A lack of planning costs the estate plenty.
As I have written about before, probate fees for the personal representative and the attorney are sizable in California. In addition, there are other costs such as filing fees, probate referee fees, sales commissions to real estate agents, and publication fees, to name a few. Just avoiding the cost of probate is more than worth the time and expense of an estate plan.
Probate cases also take a considerable amount of time. Uncomplicated estates without litigation will still take many months to work its way through the courts but if heirs begin fighting amongst themselves or sue the personal representative, the end of probate will be stretched out further. It is only at the end, after the judge approves distribution, can the heirs get their share of the estate. Litigating reduces everyone's inheritance.
If the deceased person is very wealthy, then her heir's inheritance will be reduced considerably by taxes. Fortunately, for someone who dies in 2018 and owns less than $11,180,000 in assets, their estate is not going to be required to pay federal estate taxes. For the few people who do have more than $11,180,000 in assets, their estate will be heavily taxed if they have not taken care to make an estate plan. Ms. Franklin's heirs are going to see Uncle Sam take his 40% cut on the value of all assets in excess of $11,180,000. Ouch.

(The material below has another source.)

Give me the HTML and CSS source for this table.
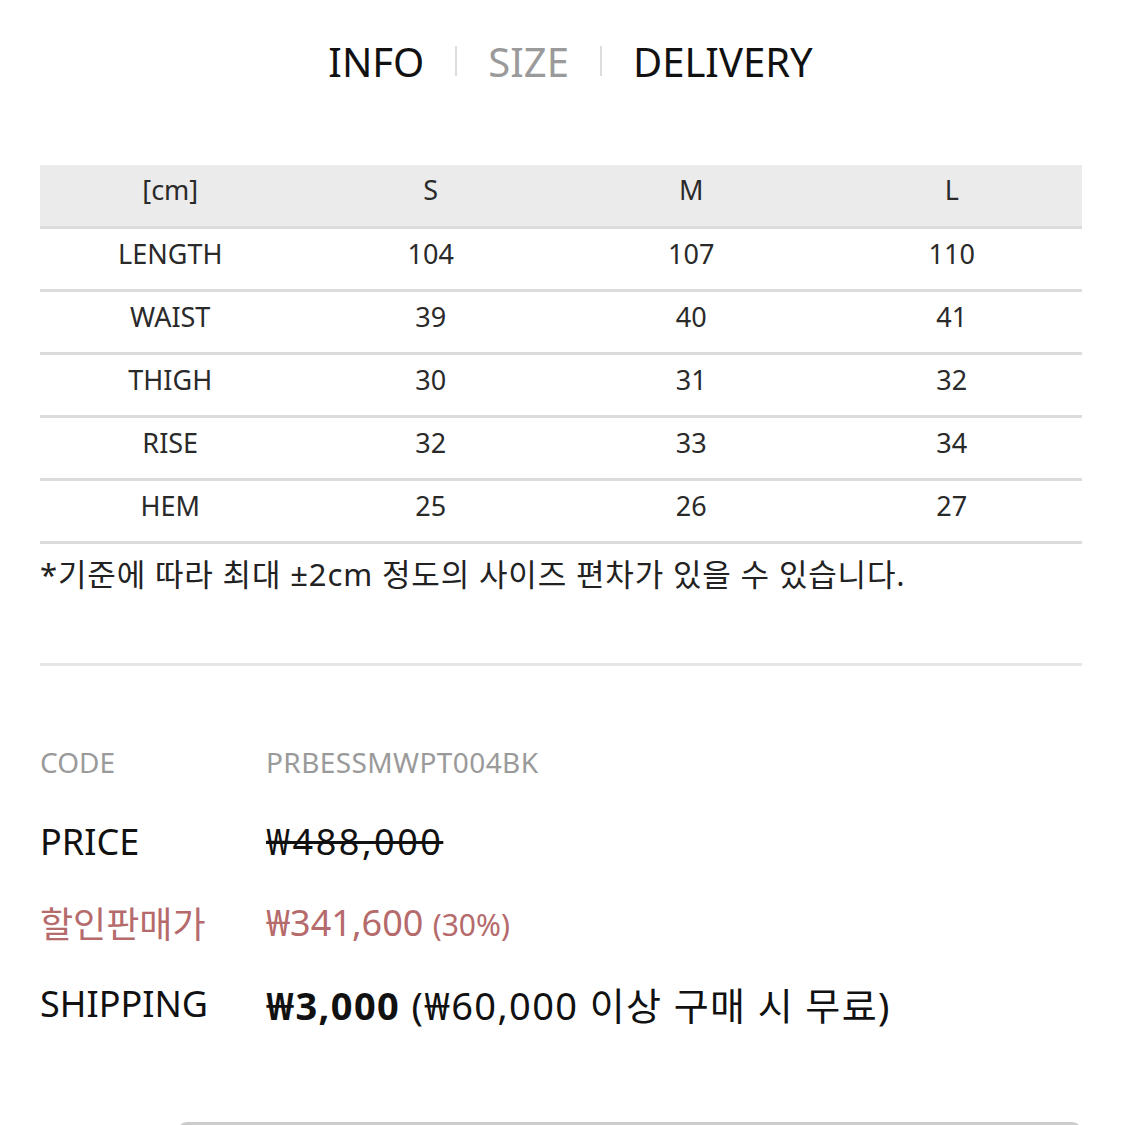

Planning Benefits Your Legacy
Alas, you do not have to be a millionaire to find additional benefits for estate planning in comparison to intestacy. Your estate plan will provide clear instructions for many things, from the care of your minor children to your choices of health care during any time when you cannot speak for yourself. You can protect your children from a prior marriage from getting disinherited altogether. You can make sure that your grandchildren are not disinherited. You can ensure that your loved ones do not have a hard time taking over finances if you no longer have the capacity to do so.
A Revocable Living Trust is the heart of the estate plan, not only will it prevent your estate from having to be probated, it will protect you and your loved ones better than anything else out there.